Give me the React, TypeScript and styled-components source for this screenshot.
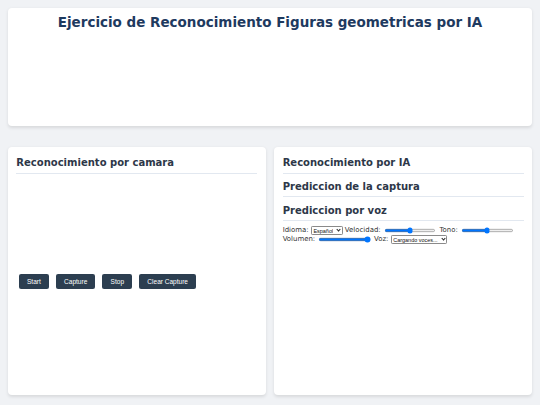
import React from 'react';
import styled, { createGlobalStyle } from 'styled-components';

// the page is laid out at 1320px wide and zoomed down to the 540px window
const GlobalStyle = createGlobalStyle`
  html, body {
    margin: 0;
    padding: 0;
    background-color: #f0f2f5;
  }
  body {
    font-family: "DejaVu Sans", Verdana, sans-serif;
    color: #333;
  }
  #root {
    zoom: 0.40909;
  }
`;

const Page = styled.div`
  padding: 20px;
  display: flex;
  flex-direction: column;
  gap: 51px;
`;

const Card = styled.section<{ $minHeight: number }>`
  background-color: #ffffff;
  border-radius: 10px;
  box-shadow: 0 4px 8px rgba(0, 0, 0, 0.1);
  padding: 26px 20px 20px;
  min-height: ${(p) => p.$minHeight}px;
  box-sizing: border-box;
`;

const HeaderCard = styled(Card)`
  padding: 15px 20px;
`;

const Title = styled.h1`
  margin: 0;
  text-align: center;
  font-size: 33px;
  font-weight: bold;
  color: #1e3a5f;
`;

const Row = styled.div`
  display: grid;
  grid-template-columns: 1fr 1fr;
  gap: 22px;
`;

const SectionTitle = styled.h2`
  margin: 0 0 19px 0;
  padding-bottom: 10px;
  border-bottom: 2px solid #e2e8f0;
  font-size: 24.5px;
  font-weight: bold;
  color: #2d3748;
`;

const VideoBox = styled.div`
  height: 226px;
`;

const ButtonBar = styled.div`
  display: flex;
  gap: 17px;
  padding-left: 6px;
`;

const ActionButton = styled.button`
  font-family: "Liberation Sans", Arial, sans-serif;
  font-size: 16px;
  color: #ffffff;
  background-color: #2c3e50;
  border: none;
  border-radius: 5px;
  padding: 10px 20px;
  cursor: pointer;
`;

const Controls = styled.div`
  font-size: 17px;
  line-height: 21px;
  color: #333;
  margin-top: -7px;
`;

const Slider = styled.input`
  vertical-align: middle;
  margin: 0 2px;
`;

const SelectWrap = styled.span`
  position: relative;
  display: inline-block;
  vertical-align: middle;

  &::after {
    content: '';
    position: absolute;
    right: 7px;
    top: 5px;
    width: 5px;
    height: 5px;
    border-right: 2px solid #222;
    border-bottom: 2px solid #222;
    transform: rotate(45deg);
    pointer-events: none;
  }
`;

const SmallSelect = styled.select`
  appearance: none;
  font-family: "Liberation Sans", Arial, sans-serif;
  font-size: 13.33px;
  color: #111;
  background-color: #ffffff;
  border: 1px solid #8a8a8a;
  border-radius: 3px;
  padding: 1px 20px 1px 4px;
  margin: 0;
`;

const botones = ['Start', 'Capture', 'Stop', 'Clear Capture'];

const App: React.FC = () => {
  return (
    <>
      <GlobalStyle />
      <Page>
        <HeaderCard $minHeight={288}>
          <Title>Ejercicio de Reconocimiento Figuras geometricas por IA</Title>
        </HeaderCard>
        <Row>
          <Card $minHeight={606}>
            <SectionTitle>Reconocimiento por camara</SectionTitle>
            <VideoBox />
            <ButtonBar>
              {botones.map((b) => (
                <ActionButton key={b}>{b}</ActionButton>
              ))}
            </ButtonBar>
          </Card>
          <Card $minHeight={606}>
            <SectionTitle>Reconocimiento por IA</SectionTitle>
            <SectionTitle>Prediccion de la captura</SectionTitle>
            <SectionTitle>Prediccion por voz</SectionTitle>
            <Controls>
              <label>Idioma:</label>{' '}
              <SelectWrap>
                <SmallSelect defaultValue="es">
                  <option value="es">Español</option>
                  <option value="en">English</option>
                </SmallSelect>
              </SelectWrap>{' '}
              <label>Velocidad:</label>{' '}
              <Slider type="range" min={0} max={2} step={0.1} defaultValue={1} />{' '}
              <label>Tono:</label>{' '}
              <Slider type="range" min={0} max={2} step={0.1} defaultValue={1} />{' '}
              <label>Volumen:</label>{' '}
              <Slider type="range" min={0} max={1} step={0.1} defaultValue={1} />{' '}
              <label>Voz:</label>{' '}
              <SelectWrap>
                <SmallSelect defaultValue="loading">
                  <option value="loading">Cargando voces...</option>
                </SmallSelect>
              </SelectWrap>
            </Controls>
          </Card>
        </Row>
      </Page>
    </>
  );
};

export default App;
#####
WHAT IS ASKED —
Take the listing above and print it exactly, apart from the pictures.

OUTPUT OF THE TASK —
Give me the React, TypeScript and styled-components source for this screenshot.
import React from 'react';
import styled, { createGlobalStyle } from 'styled-components';

// the page is laid out at 1320px wide and zoomed down to the 540px window
const GlobalStyle = createGlobalStyle`
  html, body {
    margin: 0;
    padding: 0;
    background-color: #f0f2f5;
  }
  body {
    font-family: "DejaVu Sans", Verdana, sans-serif;
    color: #333;
  }
  #root {
    zoom: 0.40909;
  }
`;

const Page = styled.div`
  padding: 20px;
  display: flex;
  flex-direction: column;
  gap: 51px;
`;

const Card = styled.section<{ $minHeight: number }>`
  background-color: #ffffff;
  border-radius: 10px;
  box-shadow: 0 4px 8px rgba(0, 0, 0, 0.1);
  padding: 26px 20px 20px;
  min-height: ${(p) => p.$minHeight}px;
  box-sizing: border-box;
`;

const HeaderCard = styled(Card)`
  padding: 15px 20px;
`;

const Title = styled.h1`
  margin: 0;
  text-align: center;
  font-size: 33px;
  font-weight: bold;
  color: #1e3a5f;
`;

const Row = styled.div`
  display: grid;
  grid-template-columns: 1fr 1fr;
  gap: 22px;
`;

const SectionTitle = styled.h2`
  margin: 0 0 19px 0;
  padding-bottom: 10px;
  border-bottom: 2px solid #e2e8f0;
  font-size: 24.5px;
  font-weight: bold;
  color: #2d3748;
`;

const VideoBox = styled.div`
  height: 226px;
`;

const ButtonBar = styled.div`
  display: flex;
  gap: 17px;
  padding-left: 6px;
`;

const ActionButton = styled.button`
  font-family: "Liberation Sans", Arial, sans-serif;
  font-size: 16px;
  color: #ffffff;
  background-color: #2c3e50;
  border: none;
  border-radius: 5px;
  padding: 10px 20px;
  cursor: pointer;
`;

const Controls = styled.div`
  font-size: 17px;
  line-height: 21px;
  color: #333;
  margin-top: -7px;
`;

const Slider = styled.input`
  vertical-align: middle;
  margin: 0 2px;
`;

const SelectWrap = styled.span`
  position: relative;
  display: inline-block;
  vertical-align: middle;

  &::after {
    content: '';
    position: absolute;
    right: 7px;
    top: 5px;
    width: 5px;
    height: 5px;
    border-right: 2px solid #222;
    border-bottom: 2px solid #222;
    transform: rotate(45deg);
    pointer-events: none;
  }
`;

const SmallSelect = styled.select`
  appearance: none;
  font-family: "Liberation Sans", Arial, sans-serif;
  font-size: 13.33px;
  color: #111;
  background-color: #ffffff;
  border: 1px solid #8a8a8a;
  border-radius: 3px;
  padding: 1px 20px 1px 4px;
  margin: 0;
`;

const botones = ['Start', 'Capture', 'Stop', 'Clear Capture'];

const App: React.FC = () => {
  return (
    <>
      <GlobalStyle />
      <Page>
        <HeaderCard $minHeight={288}>
          <Title>Ejercicio de Reconocimiento Figuras geometricas por IA</Title>
        </HeaderCard>
        <Row>
          <Card $minHeight={606}>
            <SectionTitle>Reconocimiento por camara</SectionTitle>
            <VideoBox />
            <ButtonBar>
              {botones.map((b) => (
                <ActionButton key={b}>{b}</ActionButton>
              ))}
            </ButtonBar>
          </Card>
          <Card $minHeight={606}>
            <SectionTitle>Reconocimiento por IA</SectionTitle>
            <SectionTitle>Prediccion de la captura</SectionTitle>
            <SectionTitle>Prediccion por voz</SectionTitle>
            <Controls>
              <label>Idioma:</label>{' '}
              <SelectWrap>
                <SmallSelect defaultValue="es">
                  <option value="es">Español</option>
                  <option value="en">English</option>
                </SmallSelect>
              </SelectWrap>{' '}
              <label>Velocidad:</label>{' '}
              <Slider type="range" min={0} max={2} step={0.1} defaultValue={1} />{' '}
              <label>Tono:</label>{' '}
              <Slider type="range" min={0} max={2} step={0.1} defaultValue={1} />{' '}
              <label>Volumen:</label>{' '}
              <Slider type="range" min={0} max={1} step={0.1} defaultValue={1} />{' '}
              <label>Voz:</label>{' '}
              <SelectWrap>
                <SmallSelect defaultValue="loading">
                  <option value="loading">Cargando voces...</option>
                </SmallSelect>
              </SelectWrap>
            </Controls>
          </Card>
        </Row>
      </Page>
    </>
  );
};

export default App;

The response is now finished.